4. We have considered the arguments of both sides. We note that in terms the appellants are entitled to the benefit of notification as their total clearances during the financial year 1983-84 were only Rs. 12,07,000/- well within the limit of Rs. 25 lakhs set under the notification. We also find that initially they had filed a 'declaration that their clearances would not exceed Rs. 25 lakhs and followed it up with a classification list in which the benefit of the said notification was also claimed. Sufficient material has been brought out to explain how the appellants thought that they were likely to exceed the limit of Rs. 25 lakhs in the financial year 1983-84 but found themselves in trouble due to non-supply of safety valves by the customers, resulting in the lower production and clearances on payment of duty.
5. We have already dealt with the theory of unjust enrichment in our order dated 9-7-85 in the case of Collector of Central Excise, Guntur v.

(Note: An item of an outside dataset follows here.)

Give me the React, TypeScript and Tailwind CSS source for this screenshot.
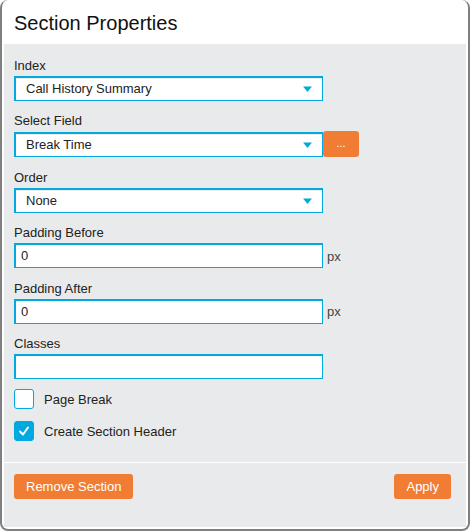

Andhra Asphalt (P) Ltd., Visakhapatnam 1985 (22) E.L.T. 539 (Tribunal). As we have noticed therein a factor kept in view by the High Courts and the Supreme Court in exercising writ jurisdiction under Articles 32 and 226 of the Constitution cannot be imported in dealing with a regular claim for refund of duty under Sec. 11B of the Act. (We have also noted that even in the exercise of this extraordinary jurisdiction, the High Courts have differed in their approach in regard to the theory of unjust enrichment). Hence the decision of the Delhi High Court in the 'P.N. Monga Bottlers (P) Ltd.' case is hardly of any relevance in disposing the present case.
6. We find it difficult to agree that merely because an assessee paid duty voluntarily in excess, he is not entitled to claim refund thereof. If it were so, there would be no justification for a provision like Section 11 B in the Act in its present form.
7. In the result, we allow the appeal with consequential benefit to the appellants.